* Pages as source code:
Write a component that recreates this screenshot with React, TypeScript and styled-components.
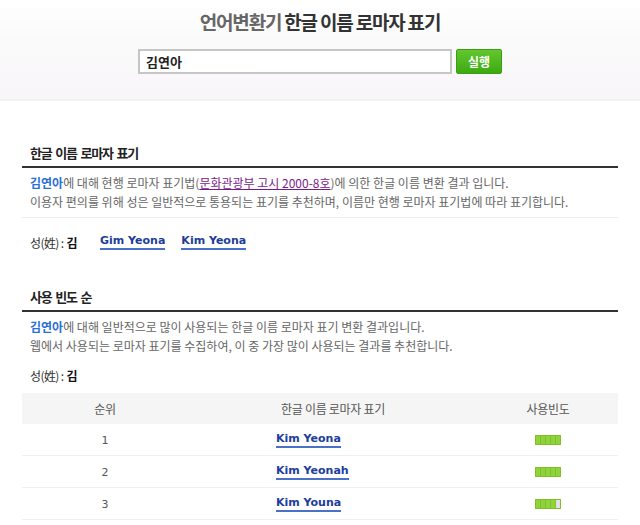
import React from 'react'
import styled, { createGlobalStyle } from 'styled-components'

const GlobalStyle = createGlobalStyle`
  html, body {
    margin: 0;
    padding: 0;
    background: #fff;
  }
  body {
    font-family: 'Noto Sans CJK KR', 'Noto Sans', sans-serif;
    color: #666;
  }
`

const rows = [
  { rank: 1, name: 'Kim Yeona', filled: 5 },
  { rank: 2, name: 'Kim Yeonah', filled: 5 },
  { rank: 3, name: 'Kim Youna', filled: 4 }
]

const App: React.FC = () => {
  return (
    <>
      <GlobalStyle />
      <Header>
        <Title>
          <Light>언어변환기</Light> 한글 이름 로마자 표기
        </Title>
        <SearchRow>
          <SearchInput defaultValue="김연아" />
          <RunButton>실행</RunButton>
        </SearchRow>
      </Header>

      <Content>
        <Section>
          <SectionTitle>한글 이름 로마자 표기</SectionTitle>
          <Desc $divider>
            <Line>
              <Name>김연아</Name>에 대해 현행 로마자 표기법(
              <Notice href="#">문화관광부 고시 2000-8호</Notice>)에 의한 한글 이름 변환 결과 입니다.
            </Line>
            <Line>
              이용자 편의를 위해 성은 일반적으로 통용되는 표기를 추천하며, 이름만 현행 로마자 표기법에 따라 표기합니다.
            </Line>
          </Desc>
          <Surname>
            성(姓) : <b>김</b>
            <RomanLink href="#">Gim Yeona</RomanLink>
            <RomanLink href="#">Kim Yeona</RomanLink>
          </Surname>
        </Section>

        <Section $second>
          <SectionTitle>사용 빈도 순</SectionTitle>
          <Desc>
            <Line>
              <Name>김연아</Name>에 대해 일반적으로 많이 사용되는 한글 이름 로마자 표기 변환 결과입니다.
            </Line>
            <Line>
              웹에서 사용되는 로마자 표기를 수집하여, 이 중 가장 많이 사용되는 결과를 추천합니다.
            </Line>
          </Desc>
          <Surname $tight>
            성(姓) : <b>김</b>
          </Surname>

          <Table>
            <HeadRow>
              <HeadCell>순위</HeadCell>
              <HeadCell>한글 이름 로마자 표기</HeadCell>
              <HeadCell>사용빈도</HeadCell>
            </HeadRow>
            {rows.map(r => (
              <Row key={r.rank}>
                <RankCell>{r.rank}</RankCell>
                <NameCell>
                  <RomanLink href="#">{r.name}</RomanLink>
                </NameCell>
                <FreqCell>
                  <Bar>
                    {[0, 1, 2, 3, 4].map(i => (
                      <Seg key={i} $on={i < r.filled} />
                    ))}
                  </Bar>
                </FreqCell>
              </Row>
            ))}
          </Table>
        </Section>
      </Content>
    </>
  )
}

export default App

const Header = styled.div`
  height: 99px;
  background: linear-gradient(#ffffff 0%, #fbfafb 40%, #f8f6f8 100%);
  border-bottom: 2px solid #f2f2f2;
  display: flex;
  flex-direction: column;
  align-items: center;
`
const Title = styled.h1`
  margin: 9px 0 0;
  font-size: 19px;
  line-height: 26px;
  font-weight: bold;
  letter-spacing: -1.2px;
  color: #333;
`
const Light = styled.span`
  color: #666;
`
const SearchRow = styled.div`
  display: flex;
  gap: 4px;
  margin-top: 14px;
`
const SearchInput = styled.input`
  box-sizing: border-box;
  width: 314px;
  height: 25px;
  border: 2px solid #c6c6c6;
  padding: 0 6px;
  font-family: 'Noto Sans CJK KR', sans-serif;
  font-size: 13px;
  font-weight: bold;
  color: #222;
  outline: none;
`
const RunButton = styled.button`
  box-sizing: border-box;
  width: 46px;
  height: 25px;
  border: 1px solid #3c9e12;
  border-radius: 2px;
  background: linear-gradient(#62c72e, #3ea913);
  color: #fff;
  font-family: 'Noto Sans CJK KR', sans-serif;
  font-size: 12px;
  font-weight: bold;
  padding: 0;
`
const Content = styled.div`
  padding: 0 22px;
`
const Section = styled.div<{ $second?: boolean }>`
  margin-top: ${({ $second }) => ($second ? '36px' : '43px')};
`
const SectionTitle = styled.h2`
  margin: 0;
  padding: 0 0 4px 8px;
  font-size: 13px;
  line-height: 18px;
  font-weight: bold;
  letter-spacing: -1.2px;
  word-spacing: 2px;
  color: #222;
  border-bottom: 2px solid #333;
`
const Desc = styled.div<{ $divider?: boolean }>`
  padding: 5px 0 ${({ $divider }) => ($divider ? '6px' : '0')} 8px;
  border-bottom: ${({ $divider }) => ($divider ? '1px solid #eee' : 'none')};
`
const Line = styled.div`
  font-size: 12px;
  line-height: 19px;
  letter-spacing: 0;
  color: #666;
`
const Name = styled.b`
  color: #2a6fd6;
`
const Notice = styled.a`
  color: #7a1a8a;
  text-decoration: underline;
`
const Surname = styled.div<{ $tight?: boolean }>`
  display: flex;
  align-items: center;
  padding: ${({ $tight }) => ($tight ? '10px 0 0 8px' : '14px 0 0 8px')};
  height: 20px;
  font-size: 12px;
  letter-spacing: -0.6px;
  color: #333;
  b {
    color: #111;
    margin-left: 3px;
    margin-right: 7px;
  }
`
const RomanLink = styled.a`
  font-family: 'DejaVu Sans', Verdana, sans-serif;
  font-size: 11px;
  font-weight: bold;
  letter-spacing: 0;
  color: #1d3d9a;
  text-decoration: none;
  border-bottom: 2px solid #4a70c8;
  line-height: 14px;
  margin-left: 16px;
`
const Table = styled.div`
  margin-top: 8px;
`
const gridCols = `
  display: grid;
  grid-template-columns: 166px 290px 1fr;
  align-items: center;
`
const HeadRow = styled.div`
  ${gridCols}
  height: 31px;
  background: #f5f5f5;
`
const HeadCell = styled.div`
  text-align: center;
  font-size: 12px;
  letter-spacing: -0.3px;
  color: #555;
`
const Row = styled.div`
  ${gridCols}
  height: 31px;
  border-bottom: 1px solid #eee;
`
const RankCell = styled.div`
  text-align: center;
  font-family: 'DejaVu Sans', sans-serif;
  font-size: 11px;
  line-height: 14px;
  padding-top: 2px;
  color: #555;
`
const NameCell = styled.div`
  display: flex;
  padding-left: 88px;
  padding-top: 1px;
  a {
    margin-left: 0;
  }
`
const FreqCell = styled.div`
  display: flex;
  justify-content: center;
`
const Bar = styled.div`
  display: flex;
  height: 8px;
  border: 1px solid #82c02a;
`
const Seg = styled.span<{ $on: boolean }>`
  width: 4px;
  height: 8px;
  background: ${({ $on }) => ($on ? '#8fd43a' : '#e2e2e2')};
  border-right: 1px solid ${({ $on }) => ($on ? '#7dbf2a' : '#d2d2d2')};
  &:last-child {
    border-right: none;
  }
`
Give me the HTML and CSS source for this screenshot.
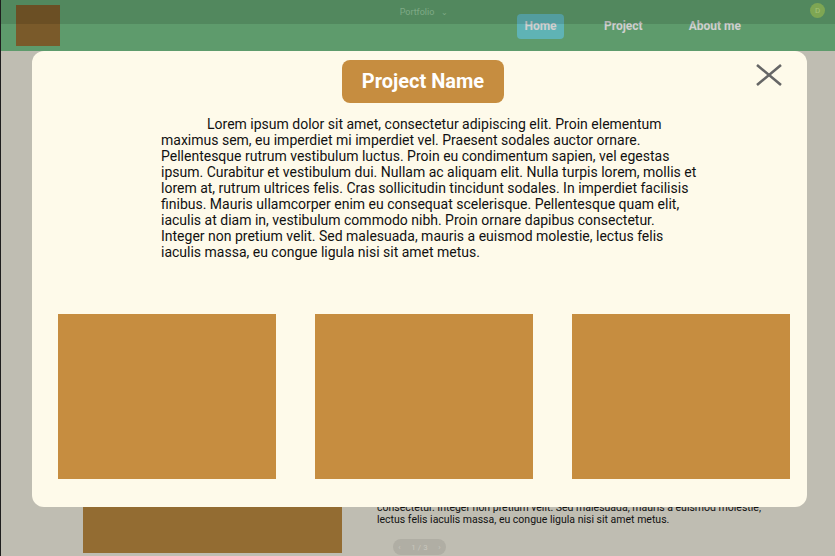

* The exercise:
Omitting all images, retype each line of the records precisely.

* Exercise answer:
Write a component that recreates this screenshot with React, TypeScript and styled-components.
import React from 'react'
import styled, { createGlobalStyle } from 'styled-components'

const GlobalStyle = createGlobalStyle`
  html, body {
    margin: 0;
    padding: 0;
    background: #fff;
  }
  body {
    font-family: 'Noto Sans CJK KR', 'Noto Sans', sans-serif;
    color: #666;
  }
`

const rows = [
  { rank: 1, name: 'Kim Yeona', filled: 5 },
  { rank: 2, name: 'Kim Yeonah', filled: 5 },
  { rank: 3, name: 'Kim Youna', filled: 4 }
]

const App: React.FC = () => {
  return (
    <>
      <GlobalStyle />
      <Header>
        <Title>
          <Light>언어변환기</Light> 한글 이름 로마자 표기
        </Title>
        <SearchRow>
          <SearchInput defaultValue="김연아" />
          <RunButton>실행</RunButton>
        </SearchRow>
      </Header>

      <Content>
        <Section>
          <SectionTitle>한글 이름 로마자 표기</SectionTitle>
          <Desc $divider>
            <Line>
              <Name>김연아</Name>에 대해 현행 로마자 표기법(
              <Notice href="#">문화관광부 고시 2000-8호</Notice>)에 의한 한글 이름 변환 결과 입니다.
            </Line>
            <Line>
              이용자 편의를 위해 성은 일반적으로 통용되는 표기를 추천하며, 이름만 현행 로마자 표기법에 따라 표기합니다.
            </Line>
          </Desc>
          <Surname>
            성(姓) : <b>김</b>
            <RomanLink href="#">Gim Yeona</RomanLink>
            <RomanLink href="#">Kim Yeona</RomanLink>
          </Surname>
        </Section>

        <Section $second>
          <SectionTitle>사용 빈도 순</SectionTitle>
          <Desc>
            <Line>
              <Name>김연아</Name>에 대해 일반적으로 많이 사용되는 한글 이름 로마자 표기 변환 결과입니다.
            </Line>
            <Line>
              웹에서 사용되는 로마자 표기를 수집하여, 이 중 가장 많이 사용되는 결과를 추천합니다.
            </Line>
          </Desc>
          <Surname $tight>
            성(姓) : <b>김</b>
          </Surname>

          <Table>
            <HeadRow>
              <HeadCell>순위</HeadCell>
              <HeadCell>한글 이름 로마자 표기</HeadCell>
              <HeadCell>사용빈도</HeadCell>
            </HeadRow>
            {rows.map(r => (
              <Row key={r.rank}>
                <RankCell>{r.rank}</RankCell>
                <NameCell>
                  <RomanLink href="#">{r.name}</RomanLink>
                </NameCell>
                <FreqCell>
                  <Bar>
                    {[0, 1, 2, 3, 4].map(i => (
                      <Seg key={i} $on={i < r.filled} />
                    ))}
                  </Bar>
                </FreqCell>
              </Row>
            ))}
          </Table>
        </Section>
      </Content>
    </>
  )
}

export default App

const Header = styled.div`
  height: 99px;
  background: linear-gradient(#ffffff 0%, #fbfafb 40%, #f8f6f8 100%);
  border-bottom: 2px solid #f2f2f2;
  display: flex;
  flex-direction: column;
  align-items: center;
`
const Title = styled.h1`
  margin: 9px 0 0;
  font-size: 19px;
  line-height: 26px;
  font-weight: bold;
  letter-spacing: -1.2px;
  color: #333;
`
const Light = styled.span`
  color: #666;
`
const SearchRow = styled.div`
  display: flex;
  gap: 4px;
  margin-top: 14px;
`
const SearchInput = styled.input`
  box-sizing: border-box;
  width: 314px;
  height: 25px;
  border: 2px solid #c6c6c6;
  padding: 0 6px;
  font-family: 'Noto Sans CJK KR', sans-serif;
  font-size: 13px;
  font-weight: bold;
  color: #222;
  outline: none;
`
const RunButton = styled.button`
  box-sizing: border-box;
  width: 46px;
  height: 25px;
  border: 1px solid #3c9e12;
  border-radius: 2px;
  background: linear-gradient(#62c72e, #3ea913);
  color: #fff;
  font-family: 'Noto Sans CJK KR', sans-serif;
  font-size: 12px;
  font-weight: bold;
  padding: 0;
`
const Content = styled.div`
  padding: 0 22px;
`
const Section = styled.div<{ $second?: boolean }>`
  margin-top: ${({ $second }) => ($second ? '36px' : '43px')};
`
const SectionTitle = styled.h2`
  margin: 0;
  padding: 0 0 4px 8px;
  font-size: 13px;
  line-height: 18px;
  font-weight: bold;
  letter-spacing: -1.2px;
  word-spacing: 2px;
  color: #222;
  border-bottom: 2px solid #333;
`
const Desc = styled.div<{ $divider?: boolean }>`
  padding: 5px 0 ${({ $divider }) => ($divider ? '6px' : '0')} 8px;
  border-bottom: ${({ $divider }) => ($divider ? '1px solid #eee' : 'none')};
`
const Line = styled.div`
  font-size: 12px;
  line-height: 19px;
  letter-spacing: 0;
  color: #666;
`
const Name = styled.b`
  color: #2a6fd6;
`
const Notice = styled.a`
  color: #7a1a8a;
  text-decoration: underline;
`
const Surname = styled.div<{ $tight?: boolean }>`
  display: flex;
  align-items: center;
  padding: ${({ $tight }) => ($tight ? '10px 0 0 8px' : '14px 0 0 8px')};
  height: 20px;
  font-size: 12px;
  letter-spacing: -0.6px;
  color: #333;
  b {
    color: #111;
    margin-left: 3px;
    margin-right: 7px;
  }
`
const RomanLink = styled.a`
  font-family: 'DejaVu Sans', Verdana, sans-serif;
  font-size: 11px;
  font-weight: bold;
  letter-spacing: 0;
  color: #1d3d9a;
  text-decoration: none;
  border-bottom: 2px solid #4a70c8;
  line-height: 14px;
  margin-left: 16px;
`
const Table = styled.div`
  margin-top: 8px;
`
const gridCols = `
  display: grid;
  grid-template-columns: 166px 290px 1fr;
  align-items: center;
`
const HeadRow = styled.div`
  ${gridCols}
  height: 31px;
  background: #f5f5f5;
`
const HeadCell = styled.div`
  text-align: center;
  font-size: 12px;
  letter-spacing: -0.3px;
  color: #555;
`
const Row = styled.div`
  ${gridCols}
  height: 31px;
  border-bottom: 1px solid #eee;
`
const RankCell = styled.div`
  text-align: center;
  font-family: 'DejaVu Sans', sans-serif;
  font-size: 11px;
  line-height: 14px;
  padding-top: 2px;
  color: #555;
`
const NameCell = styled.div`
  display: flex;
  padding-left: 88px;
  padding-top: 1px;
  a {
    margin-left: 0;
  }
`
const FreqCell = styled.div`
  display: flex;
  justify-content: center;
`
const Bar = styled.div`
  display: flex;
  height: 8px;
  border: 1px solid #82c02a;
`
const Seg = styled.span<{ $on: boolean }>`
  width: 4px;
  height: 8px;
  background: ${({ $on }) => ($on ? '#8fd43a' : '#e2e2e2')};
  border-right: 1px solid ${({ $on }) => ($on ? '#7dbf2a' : '#d2d2d2')};
  &:last-child {
    border-right: none;
  }
`
Give me the HTML and CSS source for this screenshot.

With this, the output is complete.